Though it has a pro forma happy ending, Little Giant is quite a departure from the usual Abbott and
Costello formulae; John Grant isn’t
on the writing credits list (the screenplay is by Walter DeLeon from a story by
Leftist writers Richard Collins and Paul Jarrico, which may explain the mild
anti-capitalist satire that appears in the plot), there’s only one big talking
gag (a reprise of the “7 times 13 is 28” scene from In the Navy, only this time reversed so Costello pulls it on
Abbott instead of the other way around), and for the most part Little
Giant is, as Charles pointed out, a Warner
Bros.-style movie about skullduggery in the business world with Abbott and
Costello stuck in.
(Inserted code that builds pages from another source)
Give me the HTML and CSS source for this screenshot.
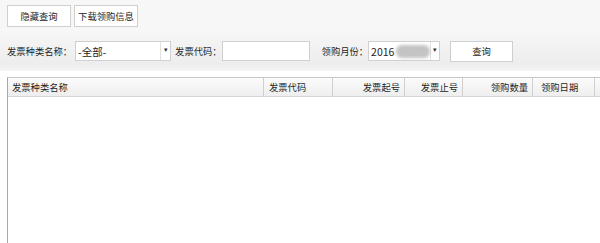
FILE: index.html
```html
<!DOCTYPE html>
<html lang="zh-CN">

<head>
    <meta charset="UTF-8">
    <title>发票领购信息</title>
    <link rel="stylesheet" href="styles.css">
</head>

<body>
    <div class="toolbar">
        <button class="btn">隐藏查询</button>
        <button class="btn">下载领购信息</button>
    </div>

    <div class="search">
        <label class="field-label">发票种类名称：</label>
        <div class="combo combo-type">
            <span class="combo-text">-全部-</span>
            <span class="combo-arrow">▾</span>
        </div>

        <label class="field-label label-code">发票代码：</label>
        <input class="text-input" type="text">

        <label class="field-label label-month">领购月份：</label>
        <div class="combo combo-month">
            <span class="combo-text">2016<span class="blur"></span></span>
            <span class="combo-arrow">▾</span>
        </div>

        <button class="btn btn-query">查询</button>
    </div>

    <div class="grid">
        <div class="grid-head">
            <div class="col col-name">发票种类名称</div>
            <div class="col col-code">发票代码</div>
            <div class="col col-start right">发票起号</div>
            <div class="col col-end right">发票止号</div>
            <div class="col col-qty right">领购数量</div>
            <div class="col col-date">领购日期</div>
            <div class="col col-rest"></div>
        </div>
        <div class="grid-body"></div>
    </div>
</body>

</html>
```

FILE: styles.css
```css
body {
    margin: 0;
    font-family: "Noto Sans CJK SC", "Liberation Sans", sans-serif;
    font-size: 9.3px;
    color: #1e1e1e;
    background-color: #fff;
    width: 600px;
    height: 243px;
    overflow: hidden;
}

.toolbar {
    display: flex;
    gap: 3px;
    padding: 5px 7px 4px;
    background-color: #f7f7f7;
}

.btn {
    height: 22px;
    width: 64px;
    padding: 0;
    border: 1px solid #cfcfcf;
    background-color: #fff;
    font-family: inherit;
    font-size: 9.3px;
    color: #1e1e1e;
}

.search {
    display: flex;
    align-items: center;
    height: 40px;
    padding: 0 7px;
    background: linear-gradient(#f6f6f6, #ededed 85%, #f6f6f6);
}

.field-label {
    white-space: nowrap;
}

.label-code {
    margin-left: 4px;
}

.label-month {
    margin-left: 12px;
}

.combo {
    display: flex;
    height: 20px;
    border: 1px solid #d0d0d0;
    background-color: #fff;
    box-sizing: border-box;
}

.combo-type {
    width: 96px;
    margin-left: 3px;
}

.combo-month {
    width: 72px;
}

.combo-text {
    flex: 1;
    display: flex;
    align-items: center;
    padding-left: 2px;
    font-size: 10.5px;
}

.combo-arrow {
    width: 9px;
    border-left: 1px solid #e0e0e0;
    font-size: 7px;
    text-align: center;
    line-height: 14px;
    color: #333;
}

.blur {
    display: inline-block;
    width: 34px;
    height: 13px;
    margin-left: 2px;
    border-radius: 6px;
    background-color: #c4c4c4;
    filter: blur(1.5px);
}

.text-input {
    width: 88px;
    height: 20px;
    box-sizing: border-box;
    border: 1px solid #d0d0d0;
    margin: 0;
}

.btn-query {
    margin-left: 10px;
    width: 63px;
    height: 21px;
}

.grid {
    margin: 6px 0 0 7px;
    border-left: 1px solid #a8a8a8;
    border-top: 1px solid #c8c8c8;
    height: 166px;
}

.grid-head {
    display: flex;
    height: 18px;
    border-bottom: 1px solid #d6d6d6;
    background: linear-gradient(#fbfbfb, #eeeeee);
}

.col {
    box-sizing: border-box;
    border-right: 1px solid #cfcfcf;
    line-height: 18px;
    padding: 0 4px;
    white-space: nowrap;
    flex-shrink: 0;
}

.right {
    text-align: right;
}

.col-name {
    width: 256px;
}

.col-code {
    width: 69px;
    padding-left: 5px;
}

.col-start {
    width: 72px;
}

.col-end {
    width: 58px;
}

.col-qty {
    width: 70px;
}

.col-date {
    width: 62px;
    padding-left: 8px;
}

.col-rest {
    flex: 1;
    border-right: none;
}

.grid-body {
    background-color: #fff;
}
```
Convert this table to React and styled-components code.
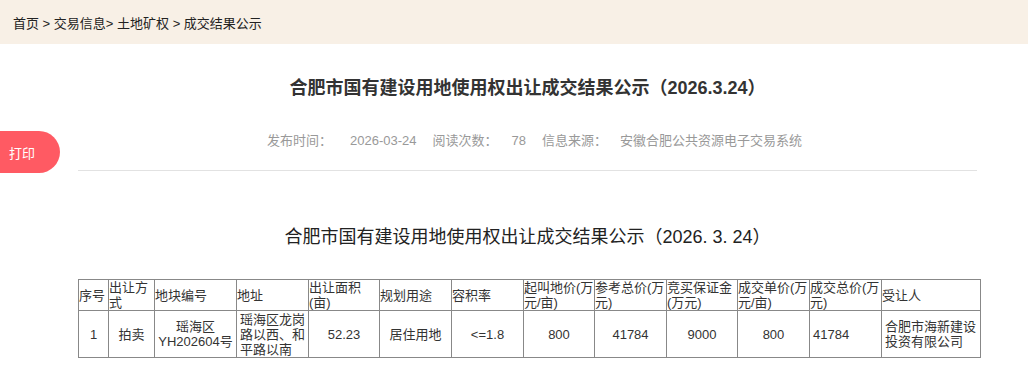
import styled, { createGlobalStyle } from 'styled-components';

const GlobalStyle = createGlobalStyle`
  body {
    margin: 0;
    background: #fff;
    font-family: "Liberation Sans", "Noto Sans CJK SC", sans-serif;
    color: #333;
  }
`;

const Page = styled.div`
  position: relative;
  width: 1028px;
`;

const Crumbs = styled.div`
  height: 44px;
  background: #f8f0e6;
  display: flex;
  align-items: center;
  padding-left: 13px;
  font-size: 13px;
  color: #222;
`;

const Content = styled.div`
  width: 899px;
  margin-left: 78px;
  display: flex;
  flex-direction: column;
  align-items: center;
`;

const Title = styled.h1`
  margin: 0;
  padding-top: 33px;
  font-size: 18px;
  line-height: 22px;
  font-weight: 700;
  color: #333;
`;

const Meta = styled.div`
  margin-top: 32px;
  display: flex;
  font-size: 13px;
  line-height: 20px;
  color: #999;
  padding-left: 14px;
`;

const MetaItem = styled.span`
  margin-right: 16px;
  &:last-child {
    margin-right: 0;
  }
`;

const MetaLabel = styled.span`
  margin-right: ${(p) => p.$gap}px;
`;

const Divider = styled.hr`
  align-self: stretch;
  margin: 19px 0 0;
  border: 0;
  border-top: 1px solid #e2e2e2;
`;

const Subtitle = styled.h2`
  margin: 55px 0 0;
  font-size: 18px;
  line-height: 22px;
  font-weight: 400;
  color: #222;
`;

const Table = styled.table`
  margin-top: 31px;
  align-self: flex-start;
  border-collapse: collapse;
  table-layout: fixed;
  width: 903px;
  font-size: 13px;
  line-height: 15px;
  color: #333;
`;

const Th = styled.td`
  border: 1px solid #888;
  height: 30px;
  padding: 0;
  text-align: left;
  vertical-align: middle;
  line-break: loose;
`;

const Td = styled.td`
  border: 1px solid #888;
  height: 46px;
  padding: 0 0 0 ${(p) => (p.$left ? 3 : 0)}px;
  text-align: ${(p) => (p.$left ? 'left' : 'center')};
  vertical-align: middle;
`;

const PrintButton = styled.button`
  position: absolute;
  left: 0;
  top: 131px;
  width: 60px;
  height: 42px;
  border: 0;
  border-radius: 0 21px 21px 0;
  background: #ff5a63;
  color: #fff;
  font-family: inherit;
  font-size: 13px;
  text-align: left;
  padding: 0 0 0 9px;
  cursor: pointer;
`;

const widths = [30, 46, 82, 72, 71, 72, 72, 71, 72, 71, 72, 72, 99];
const heads = [
  '序号', '出让方式', '地块编号', '地址', '出让面积(亩)', '规划用途', '容积率',
  '起叫地价(万元/亩)', '参考总价(万元)', '竞买保证金(万元)', '成交单价(万元/亩)',
  '成交总价(万元)', '受让人',
];
const row = [
  { v: '1' },
  { v: '拍卖' },
  { v: '瑶海区YH202604号' },
  { v: '瑶海区龙岗路以西、和平路以南', left: true },
  { v: '52.23' },
  { v: '居住用地' },
  { v: '<=1.8' },
  { v: '800' },
  { v: '41784' },
  { v: '9000' },
  { v: '800' },
  { v: '41784', left: true },
  { v: '合肥市海新建设投资有限公司', left: true },
];

export default function App() {
  return (
    <Page>
      <GlobalStyle />
      <Crumbs>首页 &gt; 交易信息&gt; 土地矿权 &gt; 成交结果公示</Crumbs>
      <Content>
        <Title>合肥市国有建设用地使用权出让成交结果公示（2026.3.24）</Title>
        <Meta>
          <MetaItem><MetaLabel $gap={18}>发布时间：</MetaLabel>2026-03-24</MetaItem>
          <MetaItem><MetaLabel $gap={14}>阅读次数：</MetaLabel>78</MetaItem>
          <MetaItem><MetaLabel $gap={13}>信息来源：</MetaLabel>安徽合肥公共资源电子交易系统</MetaItem>
        </Meta>
        <Divider />
        <Subtitle>合肥市国有建设用地使用权出让成交结果公示（2026. 3. 24）</Subtitle>
        <Table>
          <colgroup>
            {widths.map((w, i) => <col key={i} style={{ width: w }} />)}
          </colgroup>
          <tbody>
            <tr>{heads.map((h) => <Th key={h}>{h}</Th>)}</tr>
            <tr>{row.map((c, i) => <Td key={i} $left={c.left}>{c.v}</Td>)}</tr>
          </tbody>
        </Table>
      </Content>
      <PrintButton>打印</PrintButton>
    </Page>
  );
}
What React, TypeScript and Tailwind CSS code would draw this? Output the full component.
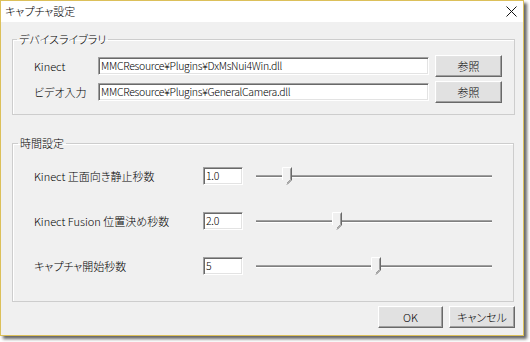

It was a time when Universal was willing to experiment; not
only had Abbott and Costello fallen from the peak of their popularity in 1941
(when their second film, Buck Privates, was the most popular U.S. movie of the year — a pretty amazing feat
given that Citizen Kane, The Maltese Falcon, Here Comes Mr. Jordan,
How Green Was My Valley, Sergeant York and
quite a few other deathless classics were also released that year) but they
were responding to the career dip by fighting with everybody, from Universal (they were delaying the production
of their films by “working to rule,” insisting on quitting at 5 p.m. every day
whether they were still in the middle of a scene or not) to each other
(according to imdb.com, during the filming of Little Giant Abbott and Costello were literally not speaking to each other unless they had an
on-camera scene together). Accordingly Joseph Gershenson, assigned to produce Little
Giant (usually he was the head of
Universal’s music department but otherwise didn’t get involved in the creative
side of filmmaking), concocted a story very much off the beaten path of Abbott and Costello
movies, one which not only spoofed the business world but cast Costello as a
Chaplin-like figure of pathos — at which he was quite good even though
Universal didn’t know how to do this sort of comedy anywhere near as well as Chaplin (his own producer, director and
writer as well as star) did. (Ironically, given Gershenson’s usual job at
Universal, Little Giant is also
one of the few Abbott and Costello movies that contains no songs.)
In Movie
Comedy Teams Maltin acknowledged his
admiration for Abbott and Costello but also pinpointed their major flaw: “With
few exceptions, the team never strove to portray realistic characters in their
films. … They never convinced audiences that the two guys they were playing
were real people, worth caring about.” (The Marx Brothers didn’t either, but
they were doing a very different kind of humor and didn’t need to strive to “portray realistic characters.”) Though
the writing and Seiter’s direction aren’t quite sensitive enough to give him
his head, Lou Costello turns in a quite remarkable performance in Little
Giant, good enough that if he and Abbott
had broken up right after this movie instead of a decade later, Costello could
have gone on to a quite interesting career as a comic character actor. We got
to see this side of Costello again in his very next film, The Time of
Their Lives — a movie even farther removed
from the beaten path of A&C vehicles, involving time travel, a supernatural
curse and the American Revolution — and his last film (and only one without Abbott),
The 50-Foot Bride of Candy Rock,
a surprisingly good 1959 spoof of the then-popular “B” sci-fi cheapies
(Costello’s newlywed wife is expanded to the titular proportions and he has to
figure out how to shrink her again) in which Costello got another of his rare
opportunities to play a genuinely sympathetic character. Costello was actually
set to play Fiorello LaGuardia in the Broadway musical Fiorello! when he died of heart failure in March 1959 (the
musical’s producers got Tom Bosley to replace him), a tragic end to a career
that was hugely successful but also seems oddly unfulfilled.